Su lema era “escribir mucho, publicar poco”. Así lo expresó en el primer tomo de Los diarios: “La verdadera legibilidad siempre es póstuma”. Fiel a su consigna, en los quince años siguientes, Piglia sacó a la luz un par de novelas, otro par de cuentos y un ensayo. Alternó su trabajo editorial con la crítica literaria y la enseñanza en la Universidad de Buenos Aires, hasta que, a mediados de los noventa, decidió irse a Estados Unidos. Allí vivió quince años y fue profesor en varias instituciones, incluidas las universidades de Harvard y Princeton. En esta última se desempeñó como Profesor Walter S. Carpenter de Lengua, Literatura y Civilización de España desde 2001 hasta su jubilación como profesor emérito.
En diciembre de 2011, regresa a Buenos Aires. Lo primero que hace es culminar la que será su última novela, El camino de ida (Anagrama, 2013), en la que relata su experiencia en Estados Unidos. Tiene ya setenta y dos años y decide ordenar la documentación que ha ido produciendo a lo largo de su vida, concluir los trabajos iniciados y darles forma para su publicación.
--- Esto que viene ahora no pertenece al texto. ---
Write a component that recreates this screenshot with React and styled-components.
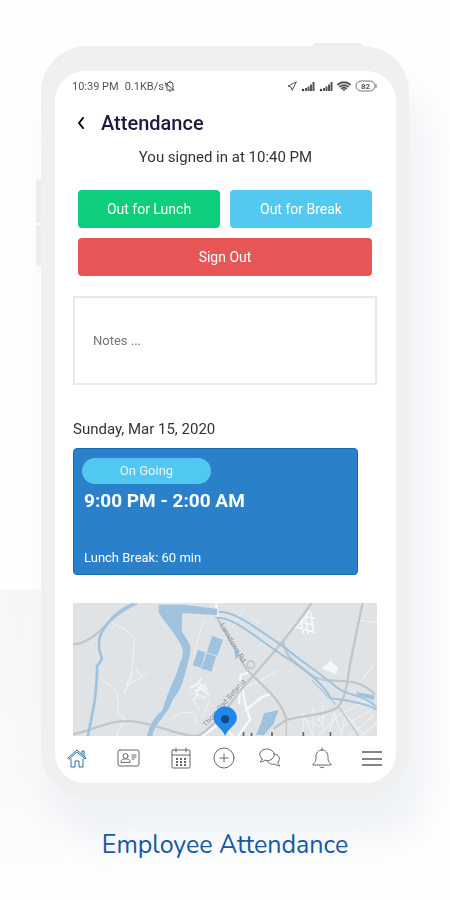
import React from "react";
import styled, { createGlobalStyle } from "styled-components";

const GlobalStyle = createGlobalStyle`
  * { box-sizing: border-box; }
  body {
    margin: 0;
    background: #fefefe;
    font-family: Roboto, "Liberation Sans", sans-serif;
    color: #333;
  }
  button, textarea { font: inherit; }
`;

const Page = styled.main`
  position: relative;
  min-height: 100vh;
  padding: 46px 41px 32px;
  overflow: hidden;
`;

const Backdrop = styled.div`
  position: absolute;
  inset: 590px 0 0 0;
  background: linear-gradient(180deg, #f6f7f7 0, #f8f9fa 60%, #fefefe 100%);
  mask-image: linear-gradient(90deg, #000 10%, transparent 30%);
`;

const Phone = styled.div`
  position: relative;
  padding: 25px 13px 15px 14px;
  border-radius: 46px;
  background: #f0f0f0;
  box-shadow: 16px 40px 40px rgba(203, 216, 224, 0.3);
`;

const SideKey = styled.span`
  position: absolute;
  left: -5px;
  top: ${(p) => p.$top}px;
  width: 5px;
  height: ${(p) => p.$height}px;
  background: #ececec;
  border-radius: 3px 0 0 3px;
`;

const TopKey = styled.span`
  position: absolute;
  right: 47px;
  top: -3px;
  width: 49px;
  height: 3px;
  background: #ebebeb;
  border-radius: 3px 3px 0 0;
`;

const Screen = styled.div`
  background: #fff;
  border-radius: 30px;
  overflow: hidden;
`;

const StatusBar = styled.div`
  display: flex;
  justify-content: space-between;
  align-items: center;
  height: 30px;
  padding: 0 19px 0 17px;
  font-size: 11px;
  color: #555;
`;

const StatusGroup = styled.div`
  display: flex;
  align-items: center;
  gap: ${(p) => p.$gap}px;
`;

const Header = styled.header`
  display: flex;
  align-items: center;
  gap: 12px;
  height: 44px;
  padding: 0 18px;
`;

const BackButton = styled.button`
  display: flex;
  justify-content: center;
  width: 16px;
  padding: 0;
  border: 0;
  background: none;
`;

const Title = styled.h1`
  margin: 0;
  font-size: 20px;
  line-height: 24px;
  font-weight: 500;
  color: #1c1a3c;
`;

const SignedIn = styled.p`
  margin: 0;
  font-size: 15px;
  line-height: 24px;
  text-align: center;
`;

const Actions = styled.div`
  display: grid;
  grid-template-columns: 1fr 1fr;
  gap: 10px;
  padding: 21px 24px 0 23px;
`;

const ActionButton = styled.button`
  grid-column: ${(p) => (p.$wide ? "1 / -1" : "auto")};
  height: 38px;
  padding: 0;
  border: 0;
  border-radius: 4px;
  background: ${(p) => p.$color};
  color: #fff;
  font-size: 14px;
`;

const Content = styled.div`
  padding: 20px 19px 0 18px;
`;

const Notes = styled.textarea`
  display: block;
  width: 100%;
  height: 89px;
  padding: 34px 18px;
  border: 2px solid #e9e9e9;
  border-radius: 0;
  background: #fff;
  resize: none;
  font-size: 13px;
  line-height: 18px;
  &::placeholder { color: #777; opacity: 1; }
`;

const DateLabel = styled.h2`
  margin: 32px 0 7px;
  font-size: 15px;
  line-height: 24px;
  font-weight: 400;
`;

const ShiftCard = styled.section`
  display: flex;
  flex-direction: column;
  align-items: flex-start;
  height: 127px;
  margin-right: 19px;
  padding: 9px 10px 8px;
  border: 1px solid #136eb4;
  border-radius: 4px;
  background: #2a80c9;
  color: #fff;
`;

const Badge = styled.span`
  width: 129px;
  border-radius: 13px;
  background: #50c8f2;
  color: #e3f8ff;
  font-size: 13px;
  line-height: 26px;
  text-align: center;
  margin-left: -2px;
`;

const ShiftTime = styled.strong`
  margin-top: 5px;
  font-size: 19px;
  line-height: 24px;
  font-weight: 700;
`;

const ShiftBreak = styled.span`
  margin-top: auto;
  font-size: 13px;
  line-height: 16px;
`;

const Map = styled.svg`
  display: block;
  width: 100%;
  height: 133px;
  margin-top: 28px;
  background: #dfe3e6;
`;

const Nav = styled.nav`
  display: flex;
  justify-content: space-between;
  align-items: flex-start;
  height: 47px;
  padding: 11px 14px 0 12px;
`;

const NavLink = styled.a`
  display: flex;
  margin: 0 ${(p) => (p.$tight ? "-8px" : "0")};
  color: ${(p) => (p.$active ? "#2873a8" : "#666")};
`;

const Caption = styled.p`
  position: relative;
  margin: 30px 0 0;
  font-family: Nunito, Lato, sans-serif;
  font-size: 25px;
  line-height: 34px;
  text-align: center;
  color: #1757a3;
`;

const Line = styled.svg`
  display: block;
  fill: none;
  stroke: currentColor;
  stroke-width: ${(p) => p.$weight || 1};
  stroke-linecap: ${(p) => p.$cap || "round"};
  stroke-linejoin: round;
`;

const Signal = () => (
  <Line width="14" height="11" viewBox="0 0 14 11" $weight={2} $cap="butt">
    <path d="M5 10V7M7.500 10V5.500M10 10V3.500M12.500 10V1" />
    <circle cx="2" cy="9" r="1.200" fill="#333" stroke="none" />
  </Line>
);

const MapView = () => (
  <Map viewBox="0 0 913 398" preserveAspectRatio="xMidYMid slice" role="img" aria-label="Current location">
    <g fill="none" strokeLinecap="round" strokeLinejoin="round">
      <g stroke="#eff2f3" strokeWidth="3">
        <path d="M118 60l40 18 28 28-5 64-6 60-20 38M84 226l42 32 12 36-4 32 24 20-20 34-8 24M190 195l18 28-48 24 22-44M208 218l16-8M394 48l-31 102M347 270l20-28 6 12 30-12M352 270l48 12-40 4 20 34M300 346c30-28 80-26 68 18M390 340l20-50M560 62l-24 -18M525 250l92-48" />
        <path d="M850 50l60 8M866 230l36-44M480 70l35-55M690 390v-60l30 68v-80l30 50v-58M770 390l12-60 24 64 10-60 60 62M790 340l110-60M810 370l100-60M730 350l55-32M830 398l70-60M862 398l50-40M680 340l60 30M735 398l60-60" />
      </g>
      <g stroke="#f7f9f9" strokeWidth="7">
        <path d="M533 206l-30 10-4 84M506 240l12 66 14 42-35 48M518 320c28-18 45-45 72-46M390 398l55-42 35 42M430 4l5 38" />
      </g>
      <g stroke="#f6f8f8" strokeWidth="5">
        <path d="M650 85l30-22 30-40M665 70l60 18M680 55l44 12M695 42l30 4M690 90l-6-40M705 92l-8-50M720 80l-6-48" />
        <path d="M352 252l24-10 8-16M366 262l36-6-20-14M370 280l10-30 28 24" />
      </g>
      <path d="M745 195l28-22 10 10 12 10-6 20-20-8z" fill="#f6f8f8" />
      <g stroke="#c0c6c9" strokeWidth="7">
        <path d="M0 124c62-2 104-68 134-88C156 20 177 8 190 4M0 394c82-20 120-50 194-38s130 45 180 42c38-14 88-82 136-146 88-96 150-170 204-250" />
        <path d="M436 50c36 62 66 116 84 146 50 56 108 94 120 154 70-18 120-14 154-38 30-38 28-88 40-146l34-166M630 112c8 50 22 54 84 104 60 36 126-8 190 56M640 350l-36 24" />
        <path d="M640 350v48M796 308l60 90" strokeWidth="4" />
        <circle cx="534" cy="184" r="11" strokeWidth="5" />
      </g>
      <g stroke="#9fc3df">
        <path d="M180 4C118 30 78 90 80 116c-6 48 24 38-6 72-2 100-14 140-28 210" strokeWidth="8" />
        <path d="M430 44c48-4 104 48 204 116 80 48 120 90 140 126 40 4 100 14 134 32M440 26c50 0 110 50 194 106 60 50 110 80 156 120 40 30 80 20 118 58" strokeWidth="6" />
        <path d="M718 232l70 72" strokeWidth="3" />
      </g>
    </g>
    <g fill="#9fc3df">
      <path d="M258 5h75l100 12v20l-104-7-2 54c26 44 35 42 18 98-16 60-18 74-44 106-20 54-54 68-62 110h-16c10-42 28-62 46-76 20-70 44-104 52-142 16-28 10-50-8-74-20-34-40-50-55-78z" />
      <path d="M418 98l32 12-16 48-32-10zM402 150l28 10-14 46-31-10zM376 140l22 8-14 46-24-8zM484 142l10-2 4 18-10 12zM573 330l44-10-16 42-28 34-24-2 16-36zM850 266l54 10-2 14-50-14z" />
    </g>
    <g fill="#8d9194" fontFamily="Roboto, sans-serif" fontSize="22">
      <text transform="translate(440 66) rotate(59)">Lansdown Rd</text>
      <text transform="translate(400 372) rotate(-49)">Thorn Oad Betania</text>
    </g>
    <path d="M512 386v12M536 388v10M597 386v12M691 386v12M772 386v12" stroke="#666" strokeWidth="5" />
    <path d="M457 398c-8-22-35-34-35-53a35 35 0 0 1 70 0c0 19-27 31-35 53z" fill="#2188ea" />
    <circle cx="457" cy="348" r="12" fill="#114a84" />
  </Map>
);

export default function App() {
  return (
    <>
      <GlobalStyle />
      <Page>
        <Backdrop />
        <Phone>
          <SideKey $top={134} $height={43} />
          <SideKey $top={179} $height={41} />
          <TopKey />
          <Screen>
            <StatusBar>
              <StatusGroup $gap={6}>
                <span>10:39 PM</span>
                <StatusGroup $gap={0}>
                  <span>0.1KB/s</span>
                  <Line width="12" height="12" viewBox="0 0 12 12">
                    <path d="M3 9V5a3 3 0 0 1 6 0v4l1 1H3M6 1v1M1 3l9 7M5 11h2M2 3v3" />
                  </Line>
                </StatusGroup>
              </StatusGroup>
              <StatusGroup $gap={4}>
                <Line width="10" height="10" viewBox="0 0 10 10">
                  <path d="M9 1L1 5l3 1 1 3z" />
                </Line>
                <Signal />
                <Signal />
                <Line width="14" height="11" viewBox="0 0 14 11" $weight={2}>
                  <path d="M1 3.500c4-3 8-3 12 0M3 5.500c3-2 5-2 8 0M5 7.500c1-1 3-1 4 0M7 9v0" />
                </Line>
                <svg width="22" height="12" viewBox="0 0 22 12" role="img" aria-label="Battery 82">
                  <rect x="1" y="1" width="19" height="10" rx="5" fill="none" stroke="#777" />
                  <path d="M21 4v4" stroke="#777" />
                  <text x="10.5" y="9" fontSize="8" fontWeight="700" textAnchor="middle" fill="#555">82</text>
                </svg>
              </StatusGroup>
            </StatusBar>
            <Header>
              <BackButton aria-label="Back">
                <Line width="8" height="12" viewBox="0 0 8 12" $weight={2}>
                  <path d="M6 1L2 6l4 5" />
                </Line>
              </BackButton>
              <Title>Attendance</Title>
            </Header>
            <SignedIn>You signed in at 10:40 PM</SignedIn>
            <Actions>
              <ActionButton $color="#0dce7a">Out for Lunch</ActionButton>
              <ActionButton $color="#55c8f1">Out for Break</ActionButton>
              <ActionButton $color="#e85557" $wide>Sign Out</ActionButton>
            </Actions>
            <Content>
              <Notes aria-label="Notes" placeholder="Notes ..." />
              <DateLabel>Sunday, Mar 15, 2020</DateLabel>
              <ShiftCard>
                <Badge>On Going</Badge>
                <ShiftTime>9:00 PM - 2:00 AM</ShiftTime>
                <ShiftBreak>Lunch Break: 60 min</ShiftBreak>
              </ShiftCard>
              <MapView />
            </Content>
            <Nav aria-label="Main">
              <NavLink href="#home" aria-label="Home" $active>
                <Line width="20" height="22" viewBox="0 0 20 22">
                  <path d="M1 11l9-8 9 8-1 1-8-7-8 7zM15 7V4h2v5M4 12v8h4v-6h4v6h4v-8" />
                </Line>
              </NavLink>
              <NavLink href="#profile" aria-label="Profile">
                <Line width="24" height="22" viewBox="0 0 24 22">
                  <rect x="1" y="3" width="21" height="16" rx="2" />
                  <circle cx="8.5" cy="9" r="2.5" />
                  <path d="M4 15c0-3 2-3 4.500-3s4.500 0 4.500 3zM15 8h4M15 10h4M15 12h2" />
                </Line>
              </NavLink>
              <NavLink href="#calendar" aria-label="Calendar">
                <Line width="20" height="22" viewBox="0 0 20 22">
                  <rect x="1" y="3" width="18" height="18" rx="1" />
                  <path d="M1 8h18M5 1v4M15 1v4" />
                  <path d="M5 12h2M9 12h2M13 12h2M5 15h2M9 15h2M13 15h2M5 18h2M9 18h2M13 18h2" strokeWidth="2" strokeLinecap="butt" />
                </Line>
              </NavLink>
              <NavLink href="#add" aria-label="Add" $tight>
                <Line width="22" height="22" viewBox="0 0 22 22">
                  <circle cx="11" cy="11" r="10" />
                  <path d="M7 11h8M11 7v8" />
                </Line>
              </NavLink>
              <NavLink href="#messages" aria-label="Messages">
                <Line width="24" height="22" viewBox="0 0 24 22">
                  <path d="M4 12C-1 7 3 2 9 2s10 6 5 10c-3 2-5 2-7 1-1 1-3 2-5 2 1-1 2-2 2-3zM16 7c5 0 7 5 4 8 0 2 1 3 2 4-2 0-4-1-5-2-3 1-6 0-8-3" />
                </Line>
              </NavLink>
              <NavLink href="#alerts" aria-label="Notifications">
                <Line width="20" height="22" viewBox="0 0 20 22">
                  <path d="M10 1v2M10 3c-4 0-6 3-6 7 0 5-1 5-3 7v1h18v-1c-2-2-3-2-3-7 0-4-2-7-6-7zM8 20c1 1 3 1 4 0" />
                </Line>
              </NavLink>
              <NavLink href="#menu" aria-label="Menu">
                <Line width="20" height="22" viewBox="0 0 20 22" $weight={2} $cap="butt">
                  <path d="M0 5h20M0 12h20M0 18h20" stroke="#858585" />
                </Line>
              </NavLink>
            </Nav>
          </Screen>
        </Phone>
        <Caption>Employee Attendance</Caption>
      </Page>
    </>
  );
}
Pero, en 2014, fue diagnosticado de ELA (Esclerosis Lateral Amiotrófica), la enfermedad degenerativa de tipo neuromuscular que le haría perder la vida en enero de 2017.
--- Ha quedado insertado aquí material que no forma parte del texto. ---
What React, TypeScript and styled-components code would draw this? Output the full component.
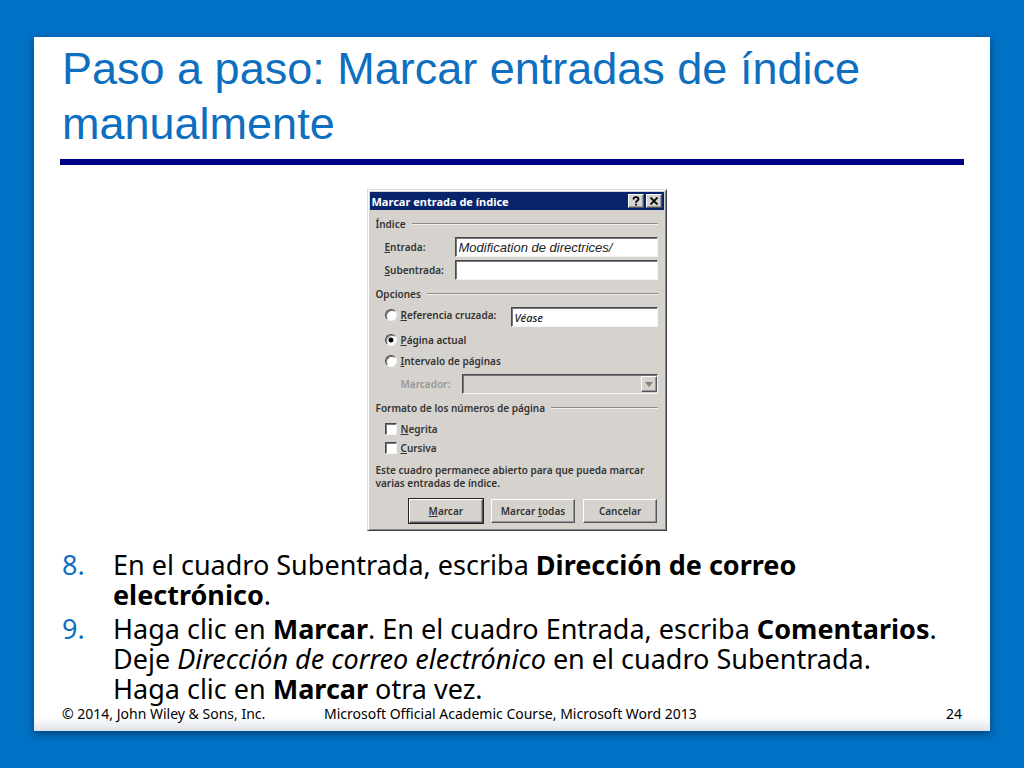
import React from "react";
import styled, { createGlobalStyle } from "styled-components";

const GlobalStyle = createGlobalStyle`
  *, *::before, *::after { box-sizing: border-box; }
  body {
    margin: 0;
    background: #0072c6;
    font-family: "Noto Sans", "Open Sans", sans-serif;
    color: #000;
  }
`;

const Page = styled.div`
  min-height: 100vh;
  padding: 37px 34px;
  display: flex;
  background: #0072c6;
`;

const Slide = styled.main`
  flex: 1;
  min-width: 0;
  display: flex;
  flex-direction: column;
  padding: 4px 26px 8px;
  background: linear-gradient(to top, #dfe3e9 0, #fff 14px);
  box-shadow: 0 3px 8px rgba(0, 30, 70, 0.6);
`;

const Title = styled.h1`
  margin: 0;
  padding: 0 2px 8px;
  border-bottom: 6px solid #000086;
  color: #0e6fc0;
  font: 400 45px/55px "Liberation Sans", Arial, sans-serif;
`;

const Dialog = styled.form`
  align-self: center;
  width: 300px;
  margin: 24px 0 0 9px;
  padding: 2px 2px 7px;
  background: #d6d3ce;
  border: 1px solid;
  border-color: #d6dbe6 #404044 #404044 #d6dbe6;
  box-shadow: inset 1px 1px 0 #fff, inset -1px -1px 0 #85858a;
  font-size: 10px;
  font-weight: 600;
  line-height: 13px;
  color: #333;
`;

const TitleBar = styled.header`
  height: 18px;
  padding: 0 2px;
  display: flex;
  align-items: center;
  gap: 2px;
  background: #08246b;
  color: #fff;
`;

const DialogName = styled.h2`
  flex: 1;
  margin: 0;
  font-size: 11px;
  font-weight: 700;
`;

const raised = `
  background: #d6d3ce;
  border: 1px solid;
  border-color: #fff #55555a #55555a #fff;
  box-shadow: inset -1px -1px 0 #98969a;
`;

const sunken = `
  border: 1px solid;
  border-color: #48484c #f4f3f0 #f4f3f0 #48484c;
  box-shadow: inset 1px 1px 0 #77777a;
`;

const BarButton = styled.button`
  ${raised}
  width: 16px;
  height: 14px;
  padding: 0;
  display: grid;
  place-items: center;
  color: #000;
`;

const Content = styled.div`
  padding: 6px 6px 0;
`;

const Group = styled.fieldset`
  margin: 0;
  padding: 0 0 6px;
  border: 0;
  min-width: 0;
`;

const Legend = styled.legend`
  width: 100%;
  height: 16px;
  padding: 0;
  margin-bottom: 5px;
  display: flex;
  align-items: center;
  gap: 6px;
  &::after {
    content: "";
    flex: 1;
    height: 2px;
    border-top: 1px solid #8e8c8a;
    border-bottom: 1px solid #f2f1ee;
  }
`;

const Rows = styled.div<{ $gap: number }>`
  display: flex;
  flex-direction: column;
  gap: ${(p) => p.$gap}px;
  padding-left: 9px;
`;

const Field = styled.div<{ $label: number; $indent?: number; $dim?: boolean }>`
  display: grid;
  grid-template-columns: ${(p) => p.$label}px 1fr;
  align-items: center;
  height: 20px;
  padding-left: ${(p) => p.$indent ?? 0}px;
  color: ${(p) => (p.$dim ? "#989693" : "inherit")};
`;

const TextBox = styled.input<{ $arial?: boolean }>`
  ${sunken}
  width: 100%;
  height: 20px;
  padding: 0 3px;
  border-radius: 0;
  background: #fff;
  color: #222;
  font: ${(p) =>
    p.$arial
      ? 'italic 400 13px "Liberation Sans", Arial, sans-serif'
      : 'italic 500 11px "Noto Sans", sans-serif'};
`;

const Choice = styled.label`
  display: flex;
  align-items: center;
  align-self: start;
  gap: 4px;
  height: 16px;
`;

const Radio = styled.input`
  ${sunken}
  appearance: none;
  width: 12px;
  height: 12px;
  margin: 0;
  border-radius: 50%;
  background: #fff;
  &:checked {
    background: radial-gradient(circle, #000 2px, #fff 3px);
  }
`;

const Check = styled.input`
  ${sunken}
  appearance: none;
  width: 12px;
  height: 12px;
  margin: 0;
  background: #fff;
`;

const SelectWrap = styled.div`
  ${sunken}
  display: flex;
  height: 20px;
  padding: 1px;
  position: relative;
`;

const Select = styled.select`
  appearance: none;
  width: 100%;
  border: 0;
  background: transparent;
`;

const Arrow = styled.span`
  ${raised}
  position: absolute;
  top: 1px;
  right: 0;
  width: 16px;
  height: 16px;
  display: grid;
  place-items: center;
  pointer-events: none;
`;

const Note = styled.p`
  margin: 2px 0 9px;
`;

const Actions = styled.div`
  display: grid;
  grid-template-columns: 75fr 84fr 75fr;
  gap: 8px;
  padding-left: 33px;
`;

const Action = styled.button<{ $primary?: boolean }>`
  ${raised}
  height: 24px;
  padding: 0;
  color: #333;
  font: 600 10px/13px "Noto Sans", sans-serif;
  outline: ${(p) => (p.$primary ? "1px solid #222" : "none")};
`;

const Steps = styled.ol`
  list-style: none;
  margin: 19px 0 0;
  padding: 0 22px 0 2px;
  font-size: 27px;
  line-height: 30px;
`;

const Step = styled.li`
  display: grid;
  grid-template-columns: 51px 1fr;
  & + & {
    margin-top: 4px;
  }
`;

const StepNumber = styled.span`
  color: #0e6fc0;
`;

const Footer = styled.footer`
  display: grid;
  grid-template-columns: 262px 1fr auto;
  margin-top: auto;
  padding: 0 2px;
  font-size: 14px;
  line-height: 18px;
`;

export default function App() {
  return (
    <Page>
      <GlobalStyle />
      <Slide>
        <Title>Paso a paso: Marcar entradas de índice manualmente</Title>

        <Dialog onSubmit={(e) => e.preventDefault()}>
          <TitleBar>
            <DialogName>Marcar entrada de índice</DialogName>
            <BarButton type="button" aria-label="Ayuda">
              <svg width="8" height="10" viewBox="0 0 8 10" fill="none" stroke="currentColor" strokeWidth="1.8">
                <path d="M1.5 3.5Q1.5 1.2 4 1.2T6.5 3Q6.5 4 5.2 4.8T4 6.8M4 7.8v1.8" />
              </svg>
            </BarButton>
            <BarButton type="button" aria-label="Cerrar">
              <svg width="8" height="8" viewBox="0 0 8 8" stroke="currentColor" strokeWidth="1.8">
                <path d="M.5 .5 7.5 7.5M7.5 .5 .5 7.5" />
              </svg>
            </BarButton>
          </TitleBar>

          <Content>
            <Group>
              <Legend>Índice</Legend>
              <Rows $gap={3}>
                <Field $label={70}>
                  <label htmlFor="entry"><u>E</u>ntrada:</label>
                  <TextBox id="entry" $arial defaultValue="Modification de directrices/" />
                </Field>
                <Field $label={70}>
                  <label htmlFor="subentry"><u>S</u>ubentrada:</label>
                  <TextBox id="subentry" />
                </Field>
              </Rows>
            </Group>

            <Group>
              <Legend>Opciones</Legend>
              <Rows $gap={5}>
                <Field $label={126}>
                  <Choice>
                    <Radio type="radio" name="option" />
                    <span><u>R</u>eferencia cruzada:</span>
                  </Choice>
                  <TextBox aria-label="Referencia cruzada" defaultValue="Véase" />
                </Field>
                <Choice>
                  <Radio type="radio" name="option" defaultChecked />
                  <span><u>P</u>ágina actual</span>
                </Choice>
                <Choice>
                  <Radio type="radio" name="option" />
                  <span><u>I</u>ntervalo de páginas</span>
                </Choice>
                <Field $label={61} $indent={16} $dim>
                  <label htmlFor="bookmark">Marcador:</label>
                  <SelectWrap>
                    <Select id="bookmark" disabled />
                    <Arrow>
                      <svg width="8" height="5" viewBox="0 0 8 5" fill="#85837f">
                        <path d="M0 0h8L4 5z" />
                      </svg>
                    </Arrow>
                  </SelectWrap>
                </Field>
              </Rows>
            </Group>

            <Group>
              <Legend>Formato de los números de página</Legend>
              <Rows $gap={3}>
                <Choice>
                  <Check type="checkbox" />
                  <span><u>N</u>egrita</span>
                </Choice>
                <Choice>
                  <Check type="checkbox" />
                  <span><u>C</u>ursiva</span>
                </Choice>
              </Rows>
            </Group>

            <Note>Este cuadro permanece abierto para que pueda marcar varias entradas de índice.</Note>

            <Actions>
              <Action type="submit" $primary><u>M</u>arcar</Action>
              <Action type="button">Marcar <u>t</u>odas</Action>
              <Action type="button">Cancelar</Action>
            </Actions>
          </Content>
        </Dialog>

        <Steps>
          <Step>
            <StepNumber>8.</StepNumber>
            <span>En el cuadro Subentrada, escriba <b>Dirección de correo electrónico</b>.</span>
          </Step>
          <Step>
            <StepNumber>9.</StepNumber>
            <span>
              Haga clic en <b>Marcar</b>. En el cuadro Entrada, escriba <b>Comentarios</b>. Deje{" "}
              <i>Dirección de correo electrónico</i> en el cuadro Subentrada. Haga clic en <b>Marcar</b> otra vez.
            </span>
          </Step>
        </Steps>

        <Footer>
          <span>© 2014, John Wiley &amp; Sons, Inc.</span>
          <span>Microsoft Official Academic Course, Microsoft Word 2013</span>
          <span>24</span>
        </Footer>
      </Slide>
    </Page>
  );
}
A pesar de las limitaciones que le imponía la enfermedad, trabajaba al ritmo frenético de doce horas diarias, los siete días de la semana; eso sí contaba con la colaboración de un equipo de cinco asistentes encabezado por Luisa Fernández, “la musa mexicana”. Su objetivo era cerrar seis proyectos que consideraba esenciales en su legado, además de dejar instrucciones precisas a su viuda, Beba Eguía, para elaborar el calendario de publicaciones y garantizar a los lectores la calidad y autenticidad requeridas.
El trabajo que más tiempo le llevó fue la reescritura de sus memorias. Se empezaron a publicar en 2015 con el material que había ido elaborando desde su adolescencia; tan solo modificó la perspectiva narrativa con el empleo de la tercera persona para facilitar la comprensión. En total, tres volúmenes en los que el autor registra los acontecimientos que ha presenciado a lo largo de su vida y que servirán a las generaciones futuras para comprender el momento cultural y político de una época, y todo ello bajo el título Los diarios de Emilio Renzi.
Piglia dedicó su vida a entender el proceso narrativo, a conocer cómo funciona el mecanismo de la escritura y a interpretar el propósito que persiguen los escritores al construir un relato. Dotado de una asombrosa capacidad de análisis, nos ha legado un amplio repertorio de reflexiones sobre la estructura del cuento y el equilibrio entre realidad y ficción, ese par de fuerzas que constituyen la esencia de cualquier relato. Todo un homenaje a la literatura.